The academic and media spheres are equally targeted, with universities often unwittingly providing a veneer of legitimacy to Tehran’s proxies. The report scrutinizes a June 11, 2025, colloquium held at the prestigious Sorbonne University, which was quietly co-organized by “Asre Goftego Qalam,” a Tehran-based institute directly linked to the Iranian Ministry of Culture and recently praised by Iran’s cyber police, alongside “Ferdossi Legal.” Such events are designed to lobby for the lifting of international sanctions under the guise of pluralistic intellectual debate. The fallout of this infiltration was visible on French television, where individuals like Kevan Gafaïti, another colloquium participant, appeared on networks like LCI to downplay and minimize the sheer scale of the regime’s brutal massacres of protesters in January 2026. The investigative report explains that Tehran enforces this loyalty not necessarily through ideological alignment, but through a sophisticated system of blackmail and “hostage diplomacy.” By controlling visa access for dual nationals, journalists, and researchers who desperately need to visit Iran for family or professional reasons, the regime coerces them into compliance, forcing them to parrot state narratives and attack the opposition—a tactic heavily documented by German domestic intelligence (BfV) and independent journalists alike.

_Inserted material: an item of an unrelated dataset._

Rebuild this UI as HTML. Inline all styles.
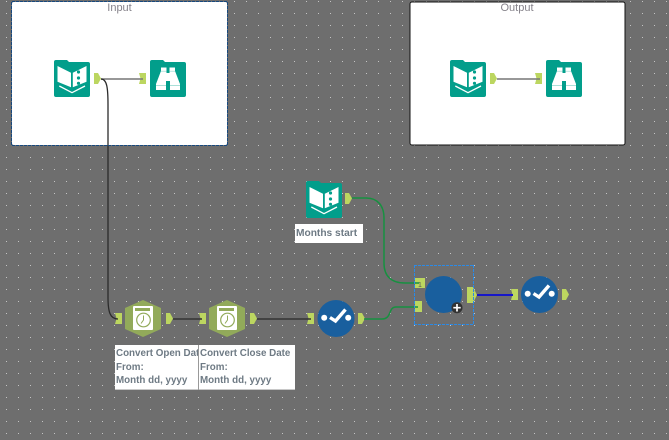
<!DOCTYPE html>
<html>
<head>
<meta charset="utf-8">
<style>
html,body{margin:0;padding:0;background:#6e6e6e}
body{width:669px;height:440px;overflow:hidden;position:relative;
background-image:linear-gradient(to bottom,transparent 1px,#6e6e6e 1px),linear-gradient(to right,#c4c4c4 1px,#6e6e6e 1px);
background-size:12px 12px,12px 12px;background-position:6px 1px,6px 1px}
svg{position:absolute;left:0;top:0;display:block}
text{font-family:"Liberation Sans",sans-serif}
.lb{font-size:9.8px;font-weight:bold;fill:#6e7a84}
.tt{font-size:11px;fill:#85828a}
.h,.v{position:absolute}
.h{height:1px;background:repeating-linear-gradient(to right,var(--c) 0 3px,transparent 3px 4px)}
.v{width:1px;background:repeating-linear-gradient(to bottom,var(--c) 0 3px,transparent 3px 4px)}
.s{--c:#2b8ae6}
.g{--c:#17497f}
</style>
</head>
<body>
<svg width="669" height="440" viewBox="0 0 669 440" xmlns="http://www.w3.org/2000/svg">
<defs>
<symbol id="book" viewBox="0 0 36 37" overflow="visible">
<path d="M2 0H13L15 2H34Q36 2 36 4V35Q36 37 34 37H2Q0 37 0 35V2Q0 0 2 0Z" fill="#029e8b"/>
<path d="M3.500 6L17 12.700V27.300L3.500 21.700Z" fill="#fff"/>
<path d="M32.500 6L18.800 12.700V27.300L32.500 21.700Z" fill="#fff"/>
<path d="M5.300 26L18 32.700L31 26" fill="none" stroke="#fff" stroke-width="1.300"/>
<circle cx="24.500" cy="12" r="1.600" fill="#029e8b"/>
<circle cx="24.500" cy="18" r="1.600" fill="#029e8b"/>
<circle cx="24.500" cy="23.300" r="1.600" fill="#029e8b"/>
</symbol>
<symbol id="bino" viewBox="0 0 36 37" overflow="visible">
<path d="M2 0H13L15 2H34Q36 2 36 4V35Q36 37 34 37H2Q0 37 0 35V2Q0 0 2 0Z" fill="#029e8b"/>
<path d="M11 7.500H16.500V13H19.500V7.500H25V11L30 24V30H20V21H16V30H6V24L11 11Z" fill="#fff"/>
<path d="M6 25.500H16M20 25.500H30" stroke="#8fd6cc" stroke-width="0.800"/>
<path d="M11 11.200H16.500M19.500 11.200H25" stroke="#8fd6cc" stroke-width="0.700"/>
</symbol>
<symbol id="hex" viewBox="0 0 37 37" overflow="visible">
<path d="M18 0L36 8V29L18 37L0 29V8Z" fill="#92aa5a"/>
<rect x="8" y="6" width="20" height="24" rx="1" fill="#fff"/>
<rect x="10" y="8" width="15" height="3" fill="#92aa5a"/>
<circle cx="18.500" cy="20" r="6.800" fill="none" stroke="#92aa5a" stroke-width="1.200"/>
<path d="M18.500 15.500V20L16 23.500" fill="none" stroke="#92aa5a" stroke-width="1"/>
</symbol>
<symbol id="chk" viewBox="0 0 37 37" overflow="visible">
<circle cx="18.500" cy="18.500" r="18.500" fill="#195f9e"/>
<circle cx="6.700" cy="17.700" r="3" fill="#fff"/>
<circle cx="30.700" cy="17.700" r="3" fill="#fff"/>
<path d="M12.500 17.500L18 21L28 9.500" fill="none" stroke="#fff" stroke-width="3.400"/>
</symbol>
<symbol id="out" viewBox="0 0 7 11" overflow="visible">
<path d="M0 0H4L7 5.500L4 11H0Z" fill="#bcd660"/>
</symbol>
<symbol id="inp" viewBox="0 0 7 11" overflow="visible">
<path d="M0 0H7V11H0L1.500 5.500Z" fill="#bcd660"/>
</symbol>
</defs>

<rect x="12" y="2" width="215" height="143" rx="2" fill="#fff"/>
<rect x="410" y="2" width="215" height="143" rx="2" fill="#fff" stroke="#111" stroke-width="1"/>
<text x="119.500" y="11" text-anchor="middle" class="tt">Input</text>
<text x="517" y="11" text-anchor="middle" class="tt">Output</text>

<rect x="295" y="224" width="68" height="19" fill="#fff"/>
<rect x="115" y="345" width="84" height="45" fill="#fff"/>
<rect x="199" y="345" width="96" height="45" fill="#fff"/>
<rect x="115" y="389" width="180" height="1" fill="#c8c8c8"/>
<rect x="198" y="345" width="1" height="45" fill="#999"/>

<svg x="115" y="345" width="83" height="45">
<text x="1" y="11" class="lb">Convert Open Date</text>
<text x="1" y="25" class="lb">From:</text>
<text x="1" y="38" class="lb">Month dd, yyyy</text>
</svg>
<text x="200" y="356" class="lb">Convert Close Date</text>
<text x="200" y="370" class="lb">From:</text>
<text x="200" y="383" class="lb">Month dd, yyyy</text>
<text x="296" y="236" class="lb" style="font-size:10.200px">Months start</text>

<use href="#book" x="54" y="60" width="36" height="37"/>
<use href="#bino" x="150" y="60" width="36" height="37"/>
<use href="#book" x="450" y="60" width="36" height="37"/>
<use href="#bino" x="546" y="60" width="36" height="37"/>
<use href="#book" x="306" y="181" width="36" height="37"/>

<use href="#out" x="94" y="73" width="7" height="11"/>
<use href="#inp" x="139" y="73" width="7" height="11"/>
<use href="#out" x="490" y="73" width="7" height="11"/>
<use href="#inp" x="535" y="73" width="7" height="11"/>
<use href="#out" x="345" y="193" width="7" height="11"/>

<use href="#hex" x="125" y="300" width="37" height="37"/>
<use href="#hex" x="209" y="300" width="37" height="37"/>
<use href="#chk" x="317.500" y="300" width="37" height="37"/>
<use href="#chk" x="521" y="276" width="37" height="37"/>
<circle cx="443.500" cy="294.500" r="18.500" fill="#195f9e"/>

<use href="#inp" x="115" y="313" width="7" height="11"/>
<use href="#out" x="166" y="313" width="7" height="11"/>
<use href="#inp" x="199" y="313" width="7" height="11"/>
<use href="#out" x="250" y="313" width="7" height="11"/>
<use href="#inp" x="307" y="313" width="7" height="11"/>
<use href="#out" x="358" y="313" width="7" height="11"/>
<rect x="415" y="278" width="10" height="10" fill="#bcd660"/>
<text x="418" y="287" font-size="7" fill="#555">1</text>
<rect x="415" y="301" width="7" height="11" fill="#bcd660"/>
<path d="M467 287H473L477 295L473 303H467Z" fill="#bcd660"/>
<use href="#inp" x="511" y="289" width="7" height="11"/>
<use href="#out" x="562" y="289" width="7" height="11"/>

<path d="M101 79H143" fill="none" stroke="#777" stroke-width="1.600"/>
<path d="M497 79H540" fill="none" stroke="#777" stroke-width="1.600"/>
<path d="M101 79C107 79 108 88 108 105V297C108 312 110 319 118 319" fill="none" stroke="#2b2b2b" stroke-width="1.300"/>
<path d="M173 319H202M257 319H311" fill="none" stroke="#333" stroke-width="1.600"/>
<path d="M352 198H366C378 198 384 206 384 218V263C384 276 391 283 405 283H419" fill="none" stroke="#179140" stroke-width="1.500"/>
<path d="M364 319H382C392 319 388 307 396 307H418" fill="none" stroke="#179140" stroke-width="1.500"/>
<path d="M477 295H513" fill="none" stroke="#1616c8" stroke-width="2"/>

<circle cx="457" cy="307.700" r="5.500" fill="#333"/>
<path d="M457 304V311.500M453.300 307.700H460.700" stroke="#fff" stroke-width="1.700"/>
</svg>
<div class="h g" style="left:12px;top:1px;width:215px"></div>
<div class="h g" style="left:12px;top:145px;width:215px"></div>
<div class="v g" style="left:11px;top:2px;height:143px"></div>
<div class="v g" style="left:227px;top:2px;height:143px"></div>
<div class="h s" style="left:414px;top:265px;width:60px"></div>
<div class="h s" style="left:414px;top:324px;width:60px"></div>
<div class="v s" style="left:414px;top:265px;height:60px"></div>
<div class="v s" style="left:473px;top:265px;height:60px"></div>
</body>
</html>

Ultimately, “Le Diplomate” warns that Europe suffers from a dangerous structural blindness, having concentrated its anti-interference mechanisms almost entirely on Russia and China while leaving a massive blind spot regarding Iran. The report concludes that a purely moral or legal response is insufficient; Europe must adopt a stance of absolute “Realpolitik.” This requires the immediate implementation of specific registries for foreign-funded entities, strict oversight and transparency mandates for parliamentary friendship groups, and rigorous security audits of academic partnerships with Iranian institutions. By failing to recognize this meticulously orchestrated infiltration as a low-cost, high-yield weapon of asymmetric warfare, Western democracies are essentially granting the Iranian regime unchecked leverage to manipulate public opinion, neutralize opposition voices, and shape the very policies intended to contain it.